A dichotomy exists wherein reticular dermal fibroblasts may express Engrailed-1 (En1) and assume either En1-negative fibroblast (ENF) or En1-positive fibroblast (EPF) lineages. As outlined in Parry and Allison’s review on wound healing, after injury, dermal fibroblasts may activate En1 to become EPFs and contribute to formation of scar tissue. The bifurcation of these dermal fibroblast lineages is regulated by their inherent mechanoresponsiveness. Upon injury, dermal fibroblasts are able to sense mechanical strain via its transduction into a biochemical signal. This strain occurs between a network of cell-ECM interfaces called focal adhesions (FA) (Provenzano and Keely). The mechanotransduction occurring at these interfaces results in the phosphorylation of focal adhesion kinase (FAK), a regulator of FA signaling, resulting in the downstream expression of the Yes-associated protein (YAP). YAP acts as a biomolecular strain status signal, indicating whether fibroblasts are under tension or experiencing mechanical strain, even in unwounded tissue. YAP initiates the signaling cascade which causes ENFs to express En1 and become EPFs, leading to pro-fibrotic tissue development.

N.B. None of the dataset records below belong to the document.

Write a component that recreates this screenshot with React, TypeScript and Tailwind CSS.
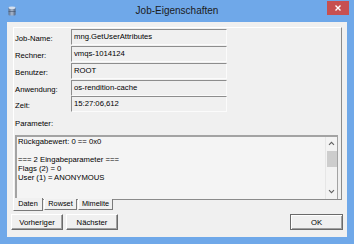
import React from 'react';

const font = "font-['Liberation_Sans',Arial,sans-serif]";

const fields: { label: string; value: string }[] = [
  { label: 'Job-Name:', value: 'mng.GetUserAttributes' },
  { label: 'Rechner:', value: 'vmqs-1014124' },
  { label: 'Benutzer:', value: 'ROOT' },
  { label: 'Anwendung:', value: 'os-rendition-cache' },
  { label: 'Zeit:', value: '15:27:06,612' },
];

const paramLines = [
  'Rückgabewert: 0 == 0x0',
  '',
  '=== 2 Eingabeparameter ===',
  'Flags (2) = 0',
  'User (1) = ANONYMOUS',
];

function AppIcon() {
  return (
    <svg width="8" height="10" viewBox="0 0 8 10">
      <defs>
        <linearGradient id="cyl" x1="0" x2="1" y1="0" y2="0">
          <stop offset="0" stopColor="#5a6f8c" />
          <stop offset="0.5" stopColor="#a9b9cf" />
          <stop offset="1" stopColor="#4d5f7a" />
        </linearGradient>
      </defs>
      <rect x="0.5" y="1" width="7" height="8.5" rx="1" fill="url(#cyl)" />
      <ellipse cx="4" cy="1.8" rx="3.5" ry="1.3" fill="#d6e0ee" />
      <line x1="0.5" x2="7.5" y1="5.5" y2="5.5" stroke="#40506a" strokeWidth="0.6" />
    </svg>
  );
}

function TitleBar() {
  return (
    <div className="h-[22px] grid grid-cols-[1fr_auto_1fr]">
      <div className="pl-[8px] pt-[6px]">
        <AppIcon />
      </div>
      <div className="text-[10px] leading-[22px] text-[#1b1b1b]">Job-Eigenschaften</div>
      <div className="flex justify-end pr-[5px] pt-[1px]">
        <div className="w-[22px] h-[14px] bg-[#c75050] flex items-center justify-center">
          <svg width="6" height="6" viewBox="0 0 6 6">
            <path d="M0.5 0.5 L5.5 5.5 M5.5 0.5 L0.5 5.5" stroke="#ffffff" strokeWidth="1.4" />
          </svg>
        </div>
      </div>
    </div>
  );
}

function ReadOnlyField({ value }: { value: string }) {
  return (
    <div className="h-[16px] border border-t-[#8d8d8d] border-l-[#8d8d8d] border-b-[#fbfbfb] border-r-[#fbfbfb] bg-[#f0f0f0] pl-[2px] leading-[13px] whitespace-nowrap overflow-hidden">
      {value}
    </div>
  );
}

function ScrollBar() {
  return (
    <div className="w-[12px] h-full bg-[#f3f3f3] border-l border-[#e6e6e6] flex flex-col items-center">
      <svg width="7" height="5" viewBox="0 0 7 5" className="mt-[4px]">
        <path d="M1 3.8 L3.5 1.3 L6 3.8" stroke="#606060" strokeWidth="1.1" fill="none" />
      </svg>
      <div className="w-[10px] h-[16px] bg-[#cdcdcd] mt-[5px]" />
      <div className="flex-1" />
      <svg width="7" height="5" viewBox="0 0 7 5" className="mb-[5px]">
        <path d="M1 1.2 L3.5 3.7 L6 1.2" stroke="#606060" strokeWidth="1.1" fill="none" />
      </svg>
    </div>
  );
}

function Tab({ label, selected, width }: { label: string; selected?: boolean; width: string }) {
  return (
    <div
      className={
        selected
          ? `${width} h-[13px] relative z-10 -mt-[1px] bg-[#f0f0f0] border-l border-l-white border-r border-r-[#7a7a7a] border-b border-b-[#7a7a7a] flex items-center justify-center pt-[1px] text-[7.3px] whitespace-nowrap`
          : `${width} h-[11px] bg-[#f0f0f0] border-l border-l-white border-r border-r-[#7a7a7a] border-b border-b-[#7a7a7a] flex items-center justify-center text-[7.3px] whitespace-nowrap`
      }
    >
      {label}
    </div>
  );
}

function Button({ label, isDefault, width }: { label: string; isDefault?: boolean; width: string }) {
  return (
    <button
      className={
        isDefault
          ? `${width} h-[16px] bg-[#f0f0f0] border border-[#6a6a6a] shadow-[inset_1px_1px_#ffffff,inset_-1px_-1px_#a0a0a0] leading-[13px] text-center`
          : `${width} h-[16px] bg-[#f0f0f0] border border-t-white border-l-white border-b-[#6a6a6a] border-r-[#6a6a6a] shadow-[inset_-1px_-1px_#a0a0a0] leading-[13px] text-center`
      }
    >
      {label}
    </button>
  );
}

export default function App() {
  return (
    <div className={`w-[354px] h-[244px] bg-[#6fa8e9] flex flex-col ${font} text-black text-[7.7px]`}>
      <TitleBar />
      <div className="flex-1 mx-[7px] mb-[7px] bg-[#f0f0f0] flex flex-col pt-[5px]">
        <div className="ml-[6px] w-[329px] flex flex-col">
          <div className="h-[173px] border border-t-white border-l-white border-r-[#8a8a8a] border-b-[#8a8a8a] flex flex-col pl-[1px] pt-[1px]">
            <div className="flex flex-col gap-[0.85px]">
              {fields.map((f) => (
                <div key={f.label} className="grid grid-cols-[56px_156px] h-[16px]">
                  <div className="leading-[13px] pt-[3px]">{f.label}</div>
                  <ReadOnlyField value={f.value} />
                </div>
              ))}
            </div>
            <div className="mt-[7px] leading-[9px]">Parameter:</div>
            <div className="mt-[7px] w-[323px] flex-1 border-t-2 border-l-2 border-r border-[#a3a3a3] bg-[#f4f4f4] flex">
              <div className="flex-1 pl-[1px] leading-[9px] whitespace-pre">
                {paramLines.map((line, i) => (
                  <div key={i} className="h-[9px]">
                    {line}
                  </div>
                ))}
              </div>
              <ScrollBar />
            </div>
          </div>
          <div className="flex gap-[1px] -mt-[1px]">
            <Tab label="Daten" selected width="w-[30px]" />
            <Tab label="Rowset" width="w-[33px]" />
            <Tab label="Mimelite" width="w-[35px]" />
          </div>
        </div>
        <div className="flex items-start px-[4px] mt-[3px]">
          <Button label="Vorheriger" width="w-[52px]" />
          <div className="w-[3px]" />
          <Button label="Nächster" width="w-[52px]" />
          <div className="flex-1" />
          <Button label="OK" isDefault width="w-[53px]" />
        </div>
      </div>
    </div>
  );
}
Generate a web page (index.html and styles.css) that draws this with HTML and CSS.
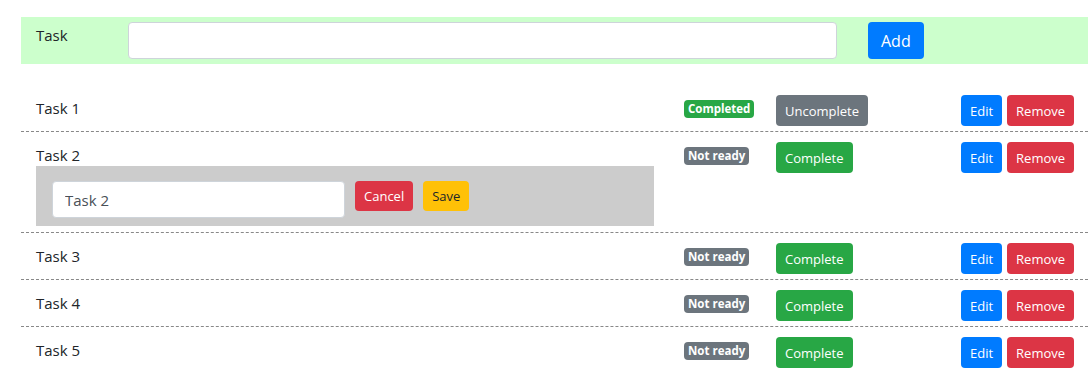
FILE: index.html
```html
<!DOCTYPE html>
<html lang="en">
<head>
    <meta charset="UTF-8">
    <meta name="viewport" content="width=device-width, initial-scale=1.0">
    <title>Todo list</title>
    <link rel="stylesheet" href="styles.css">
</head>
<body>
    <div class="container">
        <form class="add-form">
            <label class="add-label" for="newTask">Task</label>
            <input class="form-control add-input" id="newTask" type="text">
            <button type="button" class="btn btn-primary add-btn">Add</button>
        </form>

        <ul class="task-list">
            <li class="task-row">
                <div class="task-name">Task 1</div>
                <div class="task-status"><span class="badge badge-success">Completed</span></div>
                <div class="task-toggle"><button class="btn btn-sm btn-secondary">Uncomplete</button></div>
                <div class="task-actions">
                    <button class="btn btn-sm btn-primary">Edit</button>
                    <button class="btn btn-sm btn-danger">Remove</button>
                </div>
            </li>
            <li class="task-row">
                <div class="task-name">
                    Task 2
                    <div class="edit-panel">
                        <input class="form-control edit-input" type="text" value="Task 2">
                        <button class="btn btn-sm btn-danger">Cancel</button>
                        <button class="btn btn-sm btn-warning">Save</button>
                    </div>
                </div>
                <div class="task-status"><span class="badge badge-secondary">Not ready</span></div>
                <div class="task-toggle"><button class="btn btn-sm btn-success">Complete</button></div>
                <div class="task-actions">
                    <button class="btn btn-sm btn-primary">Edit</button>
                    <button class="btn btn-sm btn-danger">Remove</button>
                </div>
            </li>
            <li class="task-row">
                <div class="task-name">Task 3</div>
                <div class="task-status"><span class="badge badge-secondary">Not ready</span></div>
                <div class="task-toggle"><button class="btn btn-sm btn-success">Complete</button></div>
                <div class="task-actions">
                    <button class="btn btn-sm btn-primary">Edit</button>
                    <button class="btn btn-sm btn-danger">Remove</button>
                </div>
            </li>
            <li class="task-row">
                <div class="task-name">Task 4</div>
                <div class="task-status"><span class="badge badge-secondary">Not ready</span></div>
                <div class="task-toggle"><button class="btn btn-sm btn-success">Complete</button></div>
                <div class="task-actions">
                    <button class="btn btn-sm btn-primary">Edit</button>
                    <button class="btn btn-sm btn-danger">Remove</button>
                </div>
            </li>
            <li class="task-row">
                <div class="task-name">Task 5</div>
                <div class="task-status"><span class="badge badge-secondary">Not ready</span></div>
                <div class="task-toggle"><button class="btn btn-sm btn-success">Complete</button></div>
                <div class="task-actions">
                    <button class="btn btn-sm btn-primary">Edit</button>
                    <button class="btn btn-sm btn-danger">Remove</button>
                </div>
            </li>
        </ul>
    </div>
</body>
</html>
```

FILE: styles.css
```css
body {
    margin: 0;
    font-family: "Open Sans", "Noto Sans", sans-serif;
    font-size: 15px;
    line-height: 24px;
    color: #212529;
    background: #fff;
    overflow: hidden;
}

.container {
    padding: 17px 0 0 21px;
}

/* form for new tasks */
.add-form {
    display: flex;
    align-items: flex-start;
    background: #ccffcc;
    padding: 5px 0 5px 15px;
    height: 37px;
}

.add-label {
    width: 92px;
    padding-top: 1px;
}

.form-control {
    box-sizing: border-box;
    height: 37px;
    border: 1px solid #ced4da;
    border-radius: 4px;
    background: #fff;
    font-family: inherit;
    font-size: 15px;
    color: #495057;
    padding: 6px 12px;
}

.add-input {
    width: 709px;
}

.add-btn {
    margin-left: 31px;
    height: 37px;
    padding: 0 12px;
    font-size: 16px;
}

/* buttons and badges */
.btn {
    font-family: inherit;
    border: 1px solid transparent;
    border-radius: 4px;
    color: #fff;
    cursor: pointer;
}

.btn-sm {
    height: 31px;
    padding: 0 8px;
    font-size: 13px;
}

.btn-primary { background: #007bff; }
.btn-secondary { background: #6c757d; }
.btn-success { background: #28a745; }
.btn-danger { background: #dc3545; }
.btn-warning { background: #ffc107; color: #212529; }

.badge {
    display: block;
    font-size: 11.5px;
    font-weight: 700;
    line-height: 18px;
    padding: 0 4px;
    border-radius: 4px;
    color: #fff;
}

.badge-success { background: #28a745; }
.badge-secondary { background: #6c757d; }

/* task list */
.task-list {
    list-style: none;
    margin: 21px 0 0;
    padding: 0;
}

.task-row {
    display: flex;
    align-items: flex-start;
    padding: 10px 0 5px 15px;
    border-bottom: 1px dashed #888;
}

.task-row:last-child {
    border-bottom: none;
}

.task-name {
    width: 648px;
    padding-top: 1px;
}

.task-status {
    width: 92px;
    padding-top: 5px;
    display: flex;
}

.task-toggle {
    width: 185px;
}

.task-actions {
    display: flex;
    gap: 5px;
}

/* inline edit panel */
.edit-panel {
    display: flex;
    align-items: flex-start;
    gap: 10px;
    width: 618px;
    box-sizing: border-box;
    background: #ccc;
    padding: 15px 16px 8px;
    margin: -1px 0 1px;
}

.edit-input {
    width: 293px;
}

.edit-panel .btn {
    height: 30px;
    padding: 0 8px;
    font-size: 13px;
}
```
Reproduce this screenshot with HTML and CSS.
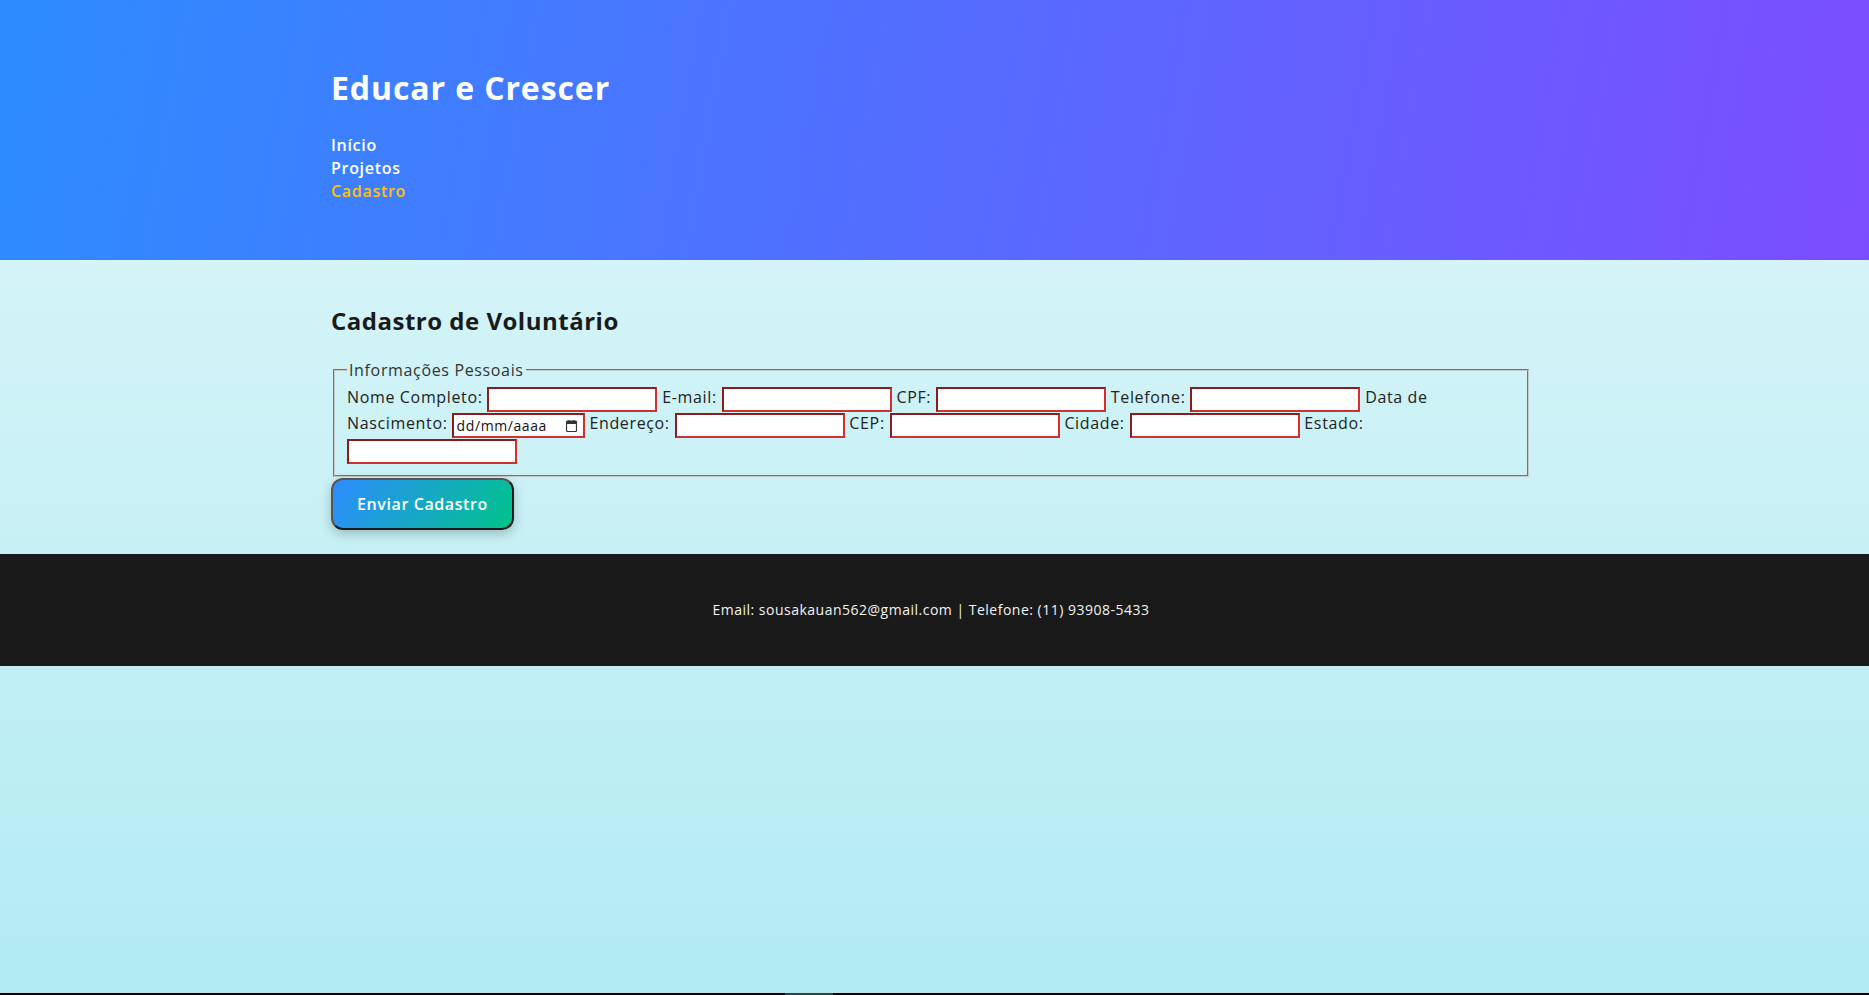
FILE: index.html
```html
<!DOCTYPE html>
<html lang="pt-BR">
<head>
<meta charset="utf-8">
<title>Educar e Crescer</title>
<link rel="stylesheet" href="styles.css">
</head>
<body>
<header class="site-header">
  <div class="container">
    <h1 class="brand">Educar e Crescer</h1>
    <nav>
      <ul class="nav">
        <li><a href="#">Início</a></li>
        <li><a href="#">Projetos</a></li>
        <li><a class="active" href="#">Cadastro</a></li>
      </ul>
    </nav>
  </div>
</header>
<main class="content">
  <div class="container">
    <h2 class="page-title">Cadastro de Voluntário</h2>
    <form class="form">
      <fieldset class="personal">
        <legend>Informações Pessoais</legend>
        <label>Nome Completo:</label> <input class="field" type="text"> <label>E-mail:</label> <input class="field" type="text"> <label>CPF:</label> <input class="field" type="text"> <label>Telefone:</label> <input class="field" type="text"> <label>Data de<br>Nascimento:</label><span class="date-field"><span class="date-text">dd/mm/aaaa</span><svg class="cal" width="11" height="12" viewBox="0 0 11 12"><rect x="0.5" y="1" width="10" height="10.5" rx="1.2" fill="none" stroke="#333" stroke-width="1.2"/><rect x="0.5" y="1" width="10" height="3" fill="#333"/><rect x="2.5" y="0" width="1.2" height="2" fill="#333"/><rect x="7.3" y="0" width="1.2" height="2" fill="#333"/></svg></span> <label>Endereço:</label> <input class="field" type="text"> <label>CEP:</label> <input class="field" type="text"> <label>Cidade:</label> <input class="field" type="text"> <label>Estado:</label><br><input class="field" type="text">
      </fieldset>
      <button class="submit" type="button">Enviar Cadastro</button>
    </form>
  </div>
</main>
<footer class="site-footer">
  <p class="contact">Email: sousakauan562@gmail.com | Telefone: (11) 93908-5433</p>
</footer>
<div class="hscroll"><span class="thumb"></span></div>
</body>
</html>
```
FILE: styles.css
```css
html, body {
  margin: 0;
  padding: 0;
}
body {
  font-family: "Open Sans", "Noto Sans", sans-serif;
  font-size: 16px;
  line-height: 1.5;
  color: #222;
  min-height: 100vh;
  background: linear-gradient(to bottom, #e0f7fa, #b2ebf2);
}
.container {
  width: 1200px;
  margin: 0 auto;
}
.site-header {
  box-sizing: border-box;
  height: 260px;
  padding: 64px 7px 0 0;
  background: linear-gradient(100deg, #2d8cff 0%, #7c4dff 100%);
}
.brand {
  margin: 0;
  font-size: 32px;
  line-height: 48px;
  font-weight: 700;
  color: #fff;
  letter-spacing: 0.9px;
}
.nav {
  list-style: none;
  margin: 22px 0 0;
  padding: 0;
}
.nav li {
  line-height: 23px;
}
.nav a {
  color: #fff;
  text-decoration: none;
  font-weight: 600;
  font-size: 16px;
  letter-spacing: 0.7px;
}
.nav a.active {
  color: #ffc107;
}
.content {
  padding: 43px 7px 24px 0;
}
.page-title {
  margin: 0 0 19px;
  font-size: 24px;
  line-height: 36px;
  font-weight: 700;
  color: #1a1a1a;
  letter-spacing: 0.5px;
}
.form {
  margin: 0;
}
.personal {
  margin: 0 2px;
  padding: 2px 12px 13px;
  border: 2px groove #c8c8c8;
  line-height: 26px;
  color: #222;
  letter-spacing: 0.65px;
}
.personal legend {
  padding: 0 2px;
  line-height: 24px;
  color: #333;
}
.field {
  box-sizing: border-box;
  width: 170px;
  height: 25px;
  margin: -1px 0 -3px;
  padding: 1px 2px;
  vertical-align: middle;
  background: #fff;
  border-style: solid;
  border-width: 2px;
  border-color: #8e1b1b #d32f2f #d32f2f #8e1b1b;
  font-family: inherit;
  font-size: 14px;
  line-height: 19px;
}
.date-field {
  box-sizing: border-box;
  display: inline-flex;
  align-items: center;
  justify-content: space-between;
  width: 133px;
  height: 25px;
  margin: -1px 0 -3px 4px;
  padding: 0 6px 0 3px;
  vertical-align: middle;
  background: #fff;
  border-style: solid;
  border-width: 2px;
  border-color: #8e1b1b #d32f2f #d32f2f #8e1b1b;
  font-size: 14px;
  line-height: 19px;
  color: #111;
  letter-spacing: 0.6px;
}
.cal {
  display: block;
}
.submit {
  display: block;
  margin: 1px 0 0;
  padding: 12px 24px;
  font-family: inherit;
  font-size: 16px;
  line-height: 24px;
  font-weight: 600;
  color: #fff;
  letter-spacing: 0.6px;
  border-radius: 12px;
  border: 2px solid;
  border-color: #555 #1a1a1a #1a1a1a #555;
  background: linear-gradient(120deg, #2d8cff 0%, #00c38a 100%);
  box-shadow: 0 4px 12px rgba(0, 0, 0, 0.22);
}
.site-footer {
  background: #1a1a1a;
  padding: 45px 7px 46px 0;
  text-align: center;
}
.contact {
  margin: 0;
  font-size: 14px;
  line-height: 21px;
  color: #f2f2f2;
  letter-spacing: 0.5px;
}
.hscroll {
  position: fixed;
  left: 0;
  right: 0;
  bottom: 0;
  height: 2px;
  background: #000;
}
.hscroll .thumb {
  position: absolute;
  left: 785px;
  top: 0;
  width: 48px;
  height: 2px;
  background: #3c3c3c;
}
```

By interrupting signaling with the YAP inhibitor, Verteporfin, fibroblasts never receive the signal indicating that tissue is experiencing mechanical strain and, when they are recruited in tissue remodeling, they remain ENFs rather than expressing En1 and becoming pro-fibrotic EPFs. Thus, tissue remodeling occurs with the generation of normally functioning hair follicles, sweat glands, ECM ultrastructure and the mechanical strength and elasticity of unwounded skin.